> What to work on
Leave out the pictures, and write out exactly the lines from the beginning of the material to the line holding "text-[9px] leading-[9px] tracking-[-0.7px]", that line included, and nothing else.

> Provided records
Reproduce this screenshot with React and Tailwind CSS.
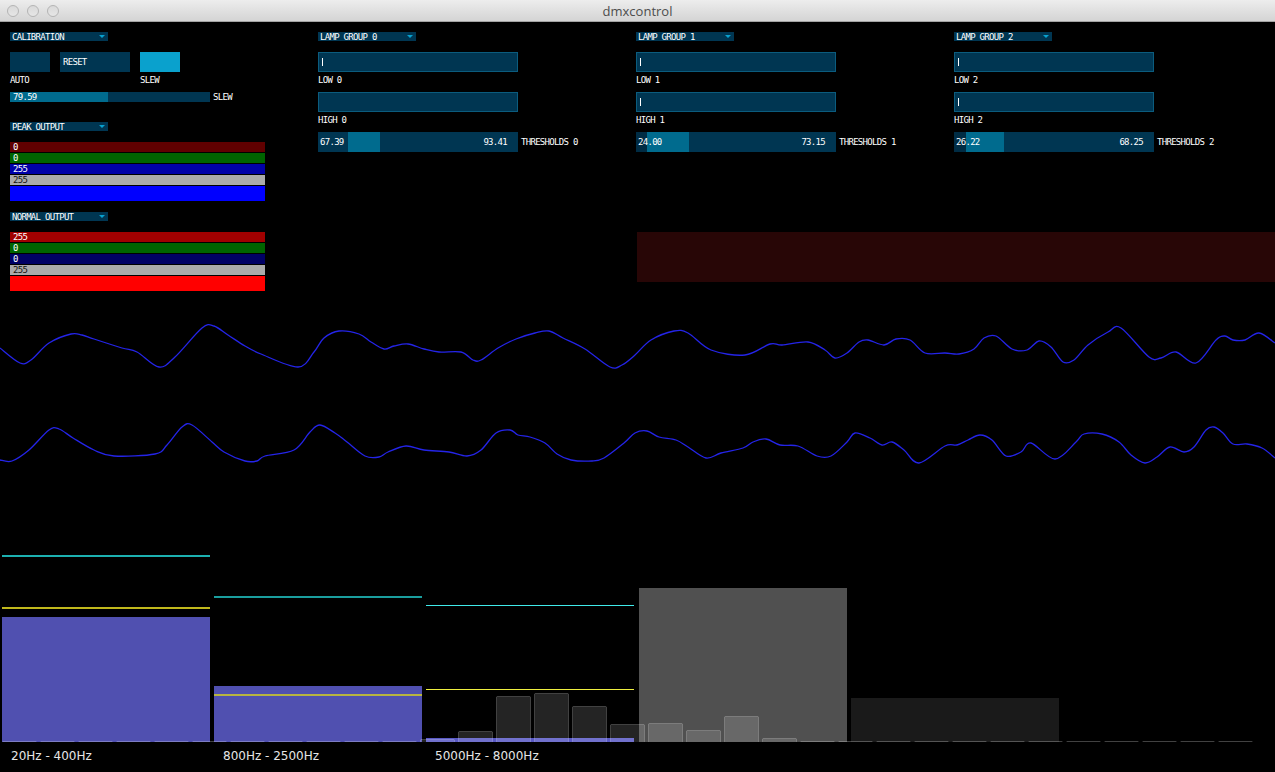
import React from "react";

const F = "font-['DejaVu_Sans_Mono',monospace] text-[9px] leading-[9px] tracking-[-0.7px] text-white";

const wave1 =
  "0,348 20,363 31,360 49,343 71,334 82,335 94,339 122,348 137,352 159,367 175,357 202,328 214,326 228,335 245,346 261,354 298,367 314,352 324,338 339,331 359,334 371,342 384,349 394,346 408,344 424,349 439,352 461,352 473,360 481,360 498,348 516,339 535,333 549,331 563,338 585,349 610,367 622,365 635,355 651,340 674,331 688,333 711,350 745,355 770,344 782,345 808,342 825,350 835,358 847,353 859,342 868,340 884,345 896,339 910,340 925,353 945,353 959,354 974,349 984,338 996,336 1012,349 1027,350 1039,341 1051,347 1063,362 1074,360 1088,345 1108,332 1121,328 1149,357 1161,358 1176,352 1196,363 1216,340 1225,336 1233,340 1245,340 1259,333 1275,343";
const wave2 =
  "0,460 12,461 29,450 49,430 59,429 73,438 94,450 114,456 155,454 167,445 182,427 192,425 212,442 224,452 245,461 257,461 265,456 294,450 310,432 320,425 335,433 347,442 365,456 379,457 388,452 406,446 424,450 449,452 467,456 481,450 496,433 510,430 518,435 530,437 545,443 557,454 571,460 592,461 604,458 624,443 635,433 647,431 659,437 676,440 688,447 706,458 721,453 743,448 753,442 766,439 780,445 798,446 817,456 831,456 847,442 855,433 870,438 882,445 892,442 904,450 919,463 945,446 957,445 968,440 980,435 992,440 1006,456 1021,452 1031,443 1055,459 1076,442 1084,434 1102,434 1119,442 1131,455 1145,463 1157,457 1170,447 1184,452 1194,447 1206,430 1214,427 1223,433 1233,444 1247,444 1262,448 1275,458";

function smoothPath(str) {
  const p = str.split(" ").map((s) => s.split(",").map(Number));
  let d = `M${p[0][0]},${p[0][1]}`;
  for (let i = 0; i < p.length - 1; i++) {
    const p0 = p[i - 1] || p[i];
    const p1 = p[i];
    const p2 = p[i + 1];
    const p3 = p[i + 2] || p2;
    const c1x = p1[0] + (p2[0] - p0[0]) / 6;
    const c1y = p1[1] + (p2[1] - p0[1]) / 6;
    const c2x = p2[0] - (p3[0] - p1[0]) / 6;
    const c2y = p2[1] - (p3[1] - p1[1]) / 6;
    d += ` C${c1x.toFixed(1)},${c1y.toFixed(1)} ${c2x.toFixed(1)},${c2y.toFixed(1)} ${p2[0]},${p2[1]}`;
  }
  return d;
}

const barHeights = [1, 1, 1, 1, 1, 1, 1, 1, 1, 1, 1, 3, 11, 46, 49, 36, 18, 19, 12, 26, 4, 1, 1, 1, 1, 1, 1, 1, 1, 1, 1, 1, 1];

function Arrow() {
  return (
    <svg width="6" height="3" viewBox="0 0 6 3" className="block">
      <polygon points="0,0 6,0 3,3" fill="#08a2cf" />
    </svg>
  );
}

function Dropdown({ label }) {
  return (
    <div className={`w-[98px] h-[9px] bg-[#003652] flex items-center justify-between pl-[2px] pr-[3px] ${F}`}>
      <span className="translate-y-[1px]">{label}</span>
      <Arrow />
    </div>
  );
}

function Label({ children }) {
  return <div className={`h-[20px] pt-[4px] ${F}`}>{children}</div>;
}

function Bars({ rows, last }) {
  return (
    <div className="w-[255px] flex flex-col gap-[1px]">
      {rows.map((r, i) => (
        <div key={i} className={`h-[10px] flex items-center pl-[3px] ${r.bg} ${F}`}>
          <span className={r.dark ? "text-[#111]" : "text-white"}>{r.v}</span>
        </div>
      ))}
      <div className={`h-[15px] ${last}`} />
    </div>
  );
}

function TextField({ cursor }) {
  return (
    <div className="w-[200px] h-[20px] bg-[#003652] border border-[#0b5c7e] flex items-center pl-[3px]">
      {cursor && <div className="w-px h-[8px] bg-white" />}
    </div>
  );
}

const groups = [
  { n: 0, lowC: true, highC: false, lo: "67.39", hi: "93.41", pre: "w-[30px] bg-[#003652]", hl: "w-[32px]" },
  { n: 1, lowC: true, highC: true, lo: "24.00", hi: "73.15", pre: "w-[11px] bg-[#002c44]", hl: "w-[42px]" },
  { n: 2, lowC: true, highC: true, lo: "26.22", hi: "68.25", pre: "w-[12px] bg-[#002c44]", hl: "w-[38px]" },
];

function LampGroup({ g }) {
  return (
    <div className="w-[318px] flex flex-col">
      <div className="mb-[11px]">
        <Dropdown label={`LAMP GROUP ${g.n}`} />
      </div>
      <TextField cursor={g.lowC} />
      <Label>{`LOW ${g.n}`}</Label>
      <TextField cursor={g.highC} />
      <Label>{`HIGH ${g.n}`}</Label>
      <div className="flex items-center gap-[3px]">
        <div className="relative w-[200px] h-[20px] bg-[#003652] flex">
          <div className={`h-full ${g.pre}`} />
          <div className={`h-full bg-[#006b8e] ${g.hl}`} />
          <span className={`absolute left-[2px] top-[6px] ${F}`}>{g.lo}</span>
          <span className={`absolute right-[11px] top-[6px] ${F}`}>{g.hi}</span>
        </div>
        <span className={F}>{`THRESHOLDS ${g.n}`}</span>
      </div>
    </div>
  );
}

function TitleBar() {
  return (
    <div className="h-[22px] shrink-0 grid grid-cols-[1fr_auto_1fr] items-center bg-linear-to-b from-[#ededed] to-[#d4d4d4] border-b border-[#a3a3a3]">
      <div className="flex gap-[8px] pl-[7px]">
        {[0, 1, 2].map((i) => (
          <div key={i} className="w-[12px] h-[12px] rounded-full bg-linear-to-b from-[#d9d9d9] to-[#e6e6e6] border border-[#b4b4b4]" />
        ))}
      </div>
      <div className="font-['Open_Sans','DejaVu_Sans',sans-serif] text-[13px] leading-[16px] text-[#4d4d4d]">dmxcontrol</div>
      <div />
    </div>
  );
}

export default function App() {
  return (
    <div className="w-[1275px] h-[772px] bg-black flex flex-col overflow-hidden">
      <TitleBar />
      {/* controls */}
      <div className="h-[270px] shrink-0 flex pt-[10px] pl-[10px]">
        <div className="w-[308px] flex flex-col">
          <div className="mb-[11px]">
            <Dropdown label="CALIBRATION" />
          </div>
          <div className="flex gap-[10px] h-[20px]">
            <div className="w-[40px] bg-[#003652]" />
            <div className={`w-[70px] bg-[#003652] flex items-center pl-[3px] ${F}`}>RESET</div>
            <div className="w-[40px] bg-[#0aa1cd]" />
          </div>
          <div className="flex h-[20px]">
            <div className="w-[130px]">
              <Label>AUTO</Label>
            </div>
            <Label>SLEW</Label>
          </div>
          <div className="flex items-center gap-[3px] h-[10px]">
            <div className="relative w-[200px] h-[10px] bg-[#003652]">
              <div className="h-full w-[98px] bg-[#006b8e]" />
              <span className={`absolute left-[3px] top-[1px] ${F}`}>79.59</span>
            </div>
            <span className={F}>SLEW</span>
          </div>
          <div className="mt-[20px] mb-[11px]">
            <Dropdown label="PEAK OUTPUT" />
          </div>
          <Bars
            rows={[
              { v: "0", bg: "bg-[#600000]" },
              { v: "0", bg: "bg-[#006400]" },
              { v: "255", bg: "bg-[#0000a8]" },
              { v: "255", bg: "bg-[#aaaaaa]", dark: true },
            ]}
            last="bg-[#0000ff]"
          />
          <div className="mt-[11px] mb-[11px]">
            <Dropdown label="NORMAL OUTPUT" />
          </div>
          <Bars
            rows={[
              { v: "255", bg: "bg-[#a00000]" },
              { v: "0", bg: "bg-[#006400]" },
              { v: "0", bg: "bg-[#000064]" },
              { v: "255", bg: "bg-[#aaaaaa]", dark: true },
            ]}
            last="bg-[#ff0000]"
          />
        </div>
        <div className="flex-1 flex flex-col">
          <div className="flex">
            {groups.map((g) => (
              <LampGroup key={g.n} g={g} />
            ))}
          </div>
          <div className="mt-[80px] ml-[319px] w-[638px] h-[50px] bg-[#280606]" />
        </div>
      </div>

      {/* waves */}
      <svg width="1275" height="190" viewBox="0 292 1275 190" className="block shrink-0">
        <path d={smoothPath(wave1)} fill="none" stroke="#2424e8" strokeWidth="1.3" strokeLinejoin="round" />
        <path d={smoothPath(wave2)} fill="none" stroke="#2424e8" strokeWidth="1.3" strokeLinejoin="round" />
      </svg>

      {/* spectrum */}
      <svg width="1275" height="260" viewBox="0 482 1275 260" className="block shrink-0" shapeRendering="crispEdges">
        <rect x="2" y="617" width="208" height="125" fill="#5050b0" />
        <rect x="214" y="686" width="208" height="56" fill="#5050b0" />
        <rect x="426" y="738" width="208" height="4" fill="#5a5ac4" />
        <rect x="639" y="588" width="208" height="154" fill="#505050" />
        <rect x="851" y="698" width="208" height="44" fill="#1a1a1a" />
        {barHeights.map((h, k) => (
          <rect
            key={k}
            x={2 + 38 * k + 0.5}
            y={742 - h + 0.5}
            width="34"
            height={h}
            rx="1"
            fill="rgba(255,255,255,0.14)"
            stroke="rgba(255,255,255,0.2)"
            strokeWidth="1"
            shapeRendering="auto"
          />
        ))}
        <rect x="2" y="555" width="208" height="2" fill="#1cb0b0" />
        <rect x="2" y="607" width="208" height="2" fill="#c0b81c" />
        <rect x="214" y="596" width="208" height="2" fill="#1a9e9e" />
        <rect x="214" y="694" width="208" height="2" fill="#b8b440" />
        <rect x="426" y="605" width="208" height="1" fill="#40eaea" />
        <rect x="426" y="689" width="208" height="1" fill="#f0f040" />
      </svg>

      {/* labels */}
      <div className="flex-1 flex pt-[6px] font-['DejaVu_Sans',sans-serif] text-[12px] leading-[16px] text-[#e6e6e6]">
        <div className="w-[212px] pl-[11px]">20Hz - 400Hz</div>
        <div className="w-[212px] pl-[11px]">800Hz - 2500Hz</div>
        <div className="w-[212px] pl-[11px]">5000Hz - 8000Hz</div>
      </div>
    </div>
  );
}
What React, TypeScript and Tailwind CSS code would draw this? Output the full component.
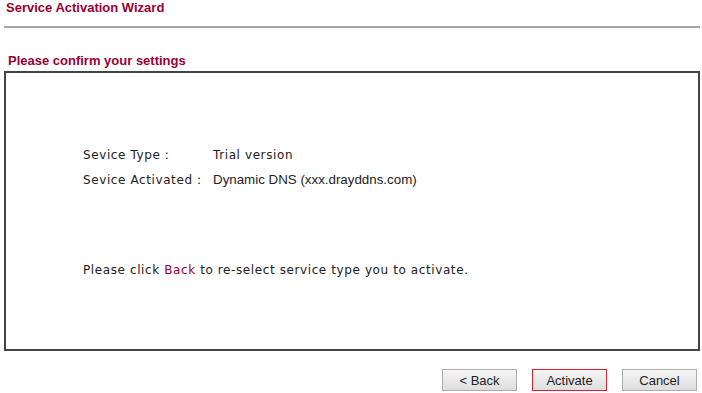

> Problem solution
Reproduce this screenshot with React and Tailwind CSS.
import React from "react";

const F = "font-['DejaVu_Sans_Mono',monospace] text-[9px] leading-[9px] tracking-[-0.7px] text-white";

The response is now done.